→ **EXERCISE BRIEF**: Retype the whole listing, please, keeping every line exact and dropping the pictures.

── AVAILABLE DATA ──

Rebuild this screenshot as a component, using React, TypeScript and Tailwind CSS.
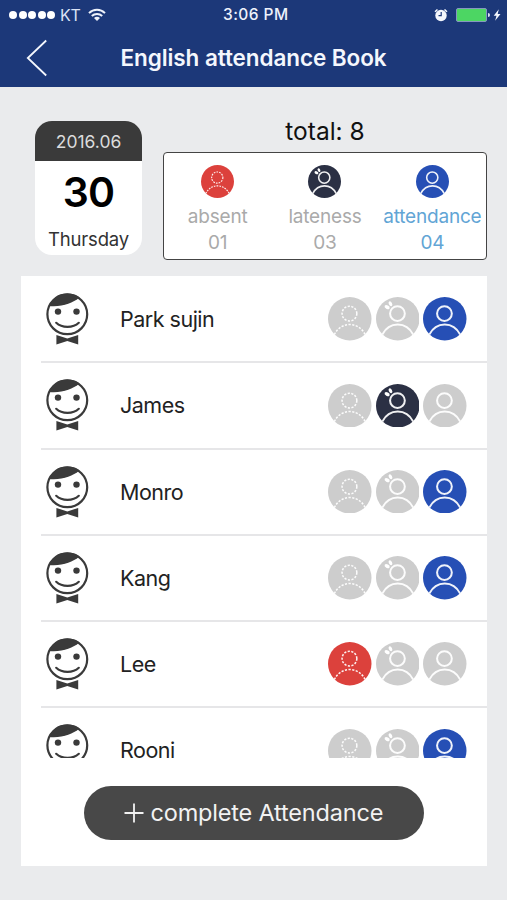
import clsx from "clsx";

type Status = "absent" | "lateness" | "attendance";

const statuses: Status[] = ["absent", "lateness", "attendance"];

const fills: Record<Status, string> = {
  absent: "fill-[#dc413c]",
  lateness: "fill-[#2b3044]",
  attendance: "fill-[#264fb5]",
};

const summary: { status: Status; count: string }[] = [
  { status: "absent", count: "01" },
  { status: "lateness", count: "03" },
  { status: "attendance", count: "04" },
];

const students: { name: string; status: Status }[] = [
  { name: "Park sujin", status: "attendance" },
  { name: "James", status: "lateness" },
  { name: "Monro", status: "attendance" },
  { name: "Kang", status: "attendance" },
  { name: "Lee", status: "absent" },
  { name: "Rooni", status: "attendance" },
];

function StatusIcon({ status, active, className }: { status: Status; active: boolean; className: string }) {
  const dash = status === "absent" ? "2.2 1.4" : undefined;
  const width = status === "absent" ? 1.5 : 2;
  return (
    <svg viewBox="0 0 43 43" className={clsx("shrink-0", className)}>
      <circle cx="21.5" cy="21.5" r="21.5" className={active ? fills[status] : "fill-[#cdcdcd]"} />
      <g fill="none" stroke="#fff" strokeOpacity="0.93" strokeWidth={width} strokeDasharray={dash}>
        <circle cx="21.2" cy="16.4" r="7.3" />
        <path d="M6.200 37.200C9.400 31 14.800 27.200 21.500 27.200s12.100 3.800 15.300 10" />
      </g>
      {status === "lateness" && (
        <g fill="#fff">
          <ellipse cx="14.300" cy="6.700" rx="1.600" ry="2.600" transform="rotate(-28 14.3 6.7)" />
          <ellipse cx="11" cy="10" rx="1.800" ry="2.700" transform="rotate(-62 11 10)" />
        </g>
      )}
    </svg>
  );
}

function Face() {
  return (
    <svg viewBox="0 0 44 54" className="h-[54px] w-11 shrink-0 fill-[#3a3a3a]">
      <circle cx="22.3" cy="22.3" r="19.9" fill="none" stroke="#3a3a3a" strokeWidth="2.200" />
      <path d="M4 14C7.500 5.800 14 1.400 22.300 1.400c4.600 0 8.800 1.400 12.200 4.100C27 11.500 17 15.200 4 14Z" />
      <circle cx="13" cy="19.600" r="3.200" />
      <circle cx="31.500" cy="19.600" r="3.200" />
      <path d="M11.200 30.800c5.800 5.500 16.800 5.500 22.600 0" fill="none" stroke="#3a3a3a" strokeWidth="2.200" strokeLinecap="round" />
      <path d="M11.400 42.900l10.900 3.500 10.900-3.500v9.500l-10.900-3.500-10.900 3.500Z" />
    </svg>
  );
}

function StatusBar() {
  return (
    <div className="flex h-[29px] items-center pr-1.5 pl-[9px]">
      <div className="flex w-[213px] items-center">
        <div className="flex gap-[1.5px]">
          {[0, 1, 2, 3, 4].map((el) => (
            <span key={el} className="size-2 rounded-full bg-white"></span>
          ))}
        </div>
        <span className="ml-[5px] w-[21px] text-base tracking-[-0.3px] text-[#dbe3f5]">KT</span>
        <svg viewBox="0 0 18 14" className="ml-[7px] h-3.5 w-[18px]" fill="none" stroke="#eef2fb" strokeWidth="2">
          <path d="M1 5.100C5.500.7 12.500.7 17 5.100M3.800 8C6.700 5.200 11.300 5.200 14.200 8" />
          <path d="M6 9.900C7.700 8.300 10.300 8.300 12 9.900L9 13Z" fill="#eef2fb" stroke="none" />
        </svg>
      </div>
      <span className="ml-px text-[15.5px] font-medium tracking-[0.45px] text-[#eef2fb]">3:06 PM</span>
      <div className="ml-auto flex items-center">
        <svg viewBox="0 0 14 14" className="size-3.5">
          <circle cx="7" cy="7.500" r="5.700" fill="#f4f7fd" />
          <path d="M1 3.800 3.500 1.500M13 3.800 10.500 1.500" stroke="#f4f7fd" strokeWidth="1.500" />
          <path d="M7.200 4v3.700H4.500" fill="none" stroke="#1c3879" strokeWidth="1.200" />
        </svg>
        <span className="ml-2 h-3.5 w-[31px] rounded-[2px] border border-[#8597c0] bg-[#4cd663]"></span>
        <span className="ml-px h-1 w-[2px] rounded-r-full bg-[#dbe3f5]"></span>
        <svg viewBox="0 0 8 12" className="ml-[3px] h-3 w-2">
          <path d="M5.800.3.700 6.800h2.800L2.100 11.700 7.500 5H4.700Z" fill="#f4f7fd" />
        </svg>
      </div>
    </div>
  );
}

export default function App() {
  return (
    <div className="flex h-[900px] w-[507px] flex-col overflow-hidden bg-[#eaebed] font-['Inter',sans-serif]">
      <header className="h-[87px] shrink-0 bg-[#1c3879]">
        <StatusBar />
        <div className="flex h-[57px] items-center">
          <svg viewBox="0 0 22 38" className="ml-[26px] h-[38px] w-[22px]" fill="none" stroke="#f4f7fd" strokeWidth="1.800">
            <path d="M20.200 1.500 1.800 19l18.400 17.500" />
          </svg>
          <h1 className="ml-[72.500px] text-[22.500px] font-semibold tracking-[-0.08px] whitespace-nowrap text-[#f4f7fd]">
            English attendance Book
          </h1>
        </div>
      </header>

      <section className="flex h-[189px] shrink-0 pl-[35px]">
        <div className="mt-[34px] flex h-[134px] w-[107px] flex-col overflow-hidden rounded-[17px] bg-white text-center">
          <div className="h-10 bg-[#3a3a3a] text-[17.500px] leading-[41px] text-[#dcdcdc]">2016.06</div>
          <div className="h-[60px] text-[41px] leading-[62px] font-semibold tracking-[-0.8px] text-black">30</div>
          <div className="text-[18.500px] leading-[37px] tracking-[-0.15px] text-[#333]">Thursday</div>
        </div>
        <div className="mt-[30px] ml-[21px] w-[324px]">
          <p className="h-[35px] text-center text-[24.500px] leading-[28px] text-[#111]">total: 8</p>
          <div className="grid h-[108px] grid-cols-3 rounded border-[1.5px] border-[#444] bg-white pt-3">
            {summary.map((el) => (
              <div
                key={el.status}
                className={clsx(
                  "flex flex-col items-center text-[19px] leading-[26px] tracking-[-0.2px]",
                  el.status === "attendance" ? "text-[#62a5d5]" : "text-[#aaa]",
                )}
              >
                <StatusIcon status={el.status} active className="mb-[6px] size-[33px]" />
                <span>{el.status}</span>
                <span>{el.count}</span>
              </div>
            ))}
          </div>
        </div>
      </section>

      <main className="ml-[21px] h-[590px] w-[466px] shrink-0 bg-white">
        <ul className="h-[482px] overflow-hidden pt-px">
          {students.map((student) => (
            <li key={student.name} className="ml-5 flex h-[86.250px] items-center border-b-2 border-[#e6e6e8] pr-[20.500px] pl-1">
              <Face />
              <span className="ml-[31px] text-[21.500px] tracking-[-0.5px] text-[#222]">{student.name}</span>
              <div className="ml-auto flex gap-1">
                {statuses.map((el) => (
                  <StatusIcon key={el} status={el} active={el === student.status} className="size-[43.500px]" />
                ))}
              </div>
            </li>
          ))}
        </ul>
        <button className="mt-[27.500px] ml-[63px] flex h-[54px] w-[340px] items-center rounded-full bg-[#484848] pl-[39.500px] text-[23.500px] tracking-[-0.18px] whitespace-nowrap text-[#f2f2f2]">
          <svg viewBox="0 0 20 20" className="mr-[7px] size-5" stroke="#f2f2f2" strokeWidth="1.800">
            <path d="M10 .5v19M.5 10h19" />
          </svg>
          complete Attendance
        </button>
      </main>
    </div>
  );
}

───

→ **RESULT**:
Rebuild this screenshot as a component, using React, TypeScript and Tailwind CSS.
import clsx from "clsx";

type Status = "absent" | "lateness" | "attendance";

const statuses: Status[] = ["absent", "lateness", "attendance"];

const fills: Record<Status, string> = {
  absent: "fill-[#dc413c]",
  lateness: "fill-[#2b3044]",
  attendance: "fill-[#264fb5]",
};

const summary: { status: Status; count: string }[] = [
  { status: "absent", count: "01" },
  { status: "lateness", count: "03" },
  { status: "attendance", count: "04" },
];

const students: { name: string; status: Status }[] = [
  { name: "Park sujin", status: "attendance" },
  { name: "James", status: "lateness" },
  { name: "Monro", status: "attendance" },
  { name: "Kang", status: "attendance" },
  { name: "Lee", status: "absent" },
  { name: "Rooni", status: "attendance" },
];

function StatusIcon({ status, active, className }: { status: Status; active: boolean; className: string }) {
  const dash = status === "absent" ? "2.2 1.4" : undefined;
  const width = status === "absent" ? 1.5 : 2;
  return (
    <svg viewBox="0 0 43 43" className={clsx("shrink-0", className)}>
      <circle cx="21.5" cy="21.5" r="21.5" className={active ? fills[status] : "fill-[#cdcdcd]"} />
      <g fill="none" stroke="#fff" strokeOpacity="0.93" strokeWidth={width} strokeDasharray={dash}>
        <circle cx="21.2" cy="16.4" r="7.3" />
        <path d="M6.200 37.200C9.400 31 14.800 27.200 21.500 27.200s12.100 3.800 15.300 10" />
      </g>
      {status === "lateness" && (
        <g fill="#fff">
          <ellipse cx="14.300" cy="6.700" rx="1.600" ry="2.600" transform="rotate(-28 14.3 6.7)" />
          <ellipse cx="11" cy="10" rx="1.800" ry="2.700" transform="rotate(-62 11 10)" />
        </g>
      )}
    </svg>
  );
}

function Face() {
  return (
    <svg viewBox="0 0 44 54" className="h-[54px] w-11 shrink-0 fill-[#3a3a3a]">
      <circle cx="22.3" cy="22.3" r="19.9" fill="none" stroke="#3a3a3a" strokeWidth="2.200" />
      <path d="M4 14C7.500 5.800 14 1.400 22.300 1.400c4.600 0 8.800 1.400 12.200 4.100C27 11.500 17 15.200 4 14Z" />
      <circle cx="13" cy="19.600" r="3.200" />
      <circle cx="31.500" cy="19.600" r="3.200" />
      <path d="M11.200 30.800c5.800 5.500 16.800 5.500 22.600 0" fill="none" stroke="#3a3a3a" strokeWidth="2.200" strokeLinecap="round" />
      <path d="M11.400 42.900l10.900 3.500 10.900-3.500v9.500l-10.900-3.500-10.900 3.500Z" />
    </svg>
  );
}

function StatusBar() {
  return (
    <div className="flex h-[29px] items-center pr-1.5 pl-[9px]">
      <div className="flex w-[213px] items-center">
        <div className="flex gap-[1.5px]">
          {[0, 1, 2, 3, 4].map((el) => (
            <span key={el} className="size-2 rounded-full bg-white"></span>
          ))}
        </div>
        <span className="ml-[5px] w-[21px] text-base tracking-[-0.3px] text-[#dbe3f5]">KT</span>
        <svg viewBox="0 0 18 14" className="ml-[7px] h-3.5 w-[18px]" fill="none" stroke="#eef2fb" strokeWidth="2">
          <path d="M1 5.100C5.500.7 12.500.7 17 5.100M3.800 8C6.700 5.200 11.300 5.200 14.200 8" />
          <path d="M6 9.900C7.700 8.300 10.300 8.300 12 9.900L9 13Z" fill="#eef2fb" stroke="none" />
        </svg>
      </div>
      <span className="ml-px text-[15.5px] font-medium tracking-[0.45px] text-[#eef2fb]">3:06 PM</span>
      <div className="ml-auto flex items-center">
        <svg viewBox="0 0 14 14" className="size-3.5">
          <circle cx="7" cy="7.500" r="5.700" fill="#f4f7fd" />
          <path d="M1 3.800 3.500 1.500M13 3.800 10.500 1.500" stroke="#f4f7fd" strokeWidth="1.500" />
          <path d="M7.200 4v3.700H4.500" fill="none" stroke="#1c3879" strokeWidth="1.200" />
        </svg>
        <span className="ml-2 h-3.5 w-[31px] rounded-[2px] border border-[#8597c0] bg-[#4cd663]"></span>
        <span className="ml-px h-1 w-[2px] rounded-r-full bg-[#dbe3f5]"></span>
        <svg viewBox="0 0 8 12" className="ml-[3px] h-3 w-2">
          <path d="M5.800.3.700 6.800h2.800L2.100 11.700 7.500 5H4.700Z" fill="#f4f7fd" />
        </svg>
      </div>
    </div>
  );
}

export default function App() {
  return (
    <div className="flex h-[900px] w-[507px] flex-col overflow-hidden bg-[#eaebed] font-['Inter',sans-serif]">
      <header className="h-[87px] shrink-0 bg-[#1c3879]">
        <StatusBar />
        <div className="flex h-[57px] items-center">
          <svg viewBox="0 0 22 38" className="ml-[26px] h-[38px] w-[22px]" fill="none" stroke="#f4f7fd" strokeWidth="1.800">
            <path d="M20.200 1.500 1.800 19l18.400 17.500" />
          </svg>
          <h1 className="ml-[72.500px] text-[22.500px] font-semibold tracking-[-0.08px] whitespace-nowrap text-[#f4f7fd]">
            English attendance Book
          </h1>
        </div>
      </header>

      <section className="flex h-[189px] shrink-0 pl-[35px]">
        <div className="mt-[34px] flex h-[134px] w-[107px] flex-col overflow-hidden rounded-[17px] bg-white text-center">
          <div className="h-10 bg-[#3a3a3a] text-[17.500px] leading-[41px] text-[#dcdcdc]">2016.06</div>
          <div className="h-[60px] text-[41px] leading-[62px] font-semibold tracking-[-0.8px] text-black">30</div>
          <div className="text-[18.500px] leading-[37px] tracking-[-0.15px] text-[#333]">Thursday</div>
        </div>
        <div className="mt-[30px] ml-[21px] w-[324px]">
          <p className="h-[35px] text-center text-[24.500px] leading-[28px] text-[#111]">total: 8</p>
          <div className="grid h-[108px] grid-cols-3 rounded border-[1.5px] border-[#444] bg-white pt-3">
            {summary.map((el) => (
              <div
                key={el.status}
                className={clsx(
                  "flex flex-col items-center text-[19px] leading-[26px] tracking-[-0.2px]",
                  el.status === "attendance" ? "text-[#62a5d5]" : "text-[#aaa]",
                )}
              >
                <StatusIcon status={el.status} active className="mb-[6px] size-[33px]" />
                <span>{el.status}</span>
                <span>{el.count}</span>
              </div>
            ))}
          </div>
        </div>
      </section>

      <main className="ml-[21px] h-[590px] w-[466px] shrink-0 bg-white">
        <ul className="h-[482px] overflow-hidden pt-px">
          {students.map((student) => (
            <li key={student.name} className="ml-5 flex h-[86.250px] items-center border-b-2 border-[#e6e6e8] pr-[20.500px] pl-1">
              <Face />
              <span className="ml-[31px] text-[21.500px] tracking-[-0.5px] text-[#222]">{student.name}</span>
              <div className="ml-auto flex gap-1">
                {statuses.map((el) => (
                  <StatusIcon key={el} status={el} active={el === student.status} className="size-[43.500px]" />
                ))}
              </div>
            </li>
          ))}
        </ul>
        <button className="mt-[27.500px] ml-[63px] flex h-[54px] w-[340px] items-center rounded-full bg-[#484848] pl-[39.500px] text-[23.500px] tracking-[-0.18px] whitespace-nowrap text-[#f2f2f2]">
          <svg viewBox="0 0 20 20" className="mr-[7px] size-5" stroke="#f2f2f2" strokeWidth="1.800">
            <path d="M10 .5v19M.5 10h19" />
          </svg>
          complete Attendance
        </button>
      </main>
    </div>
  );
}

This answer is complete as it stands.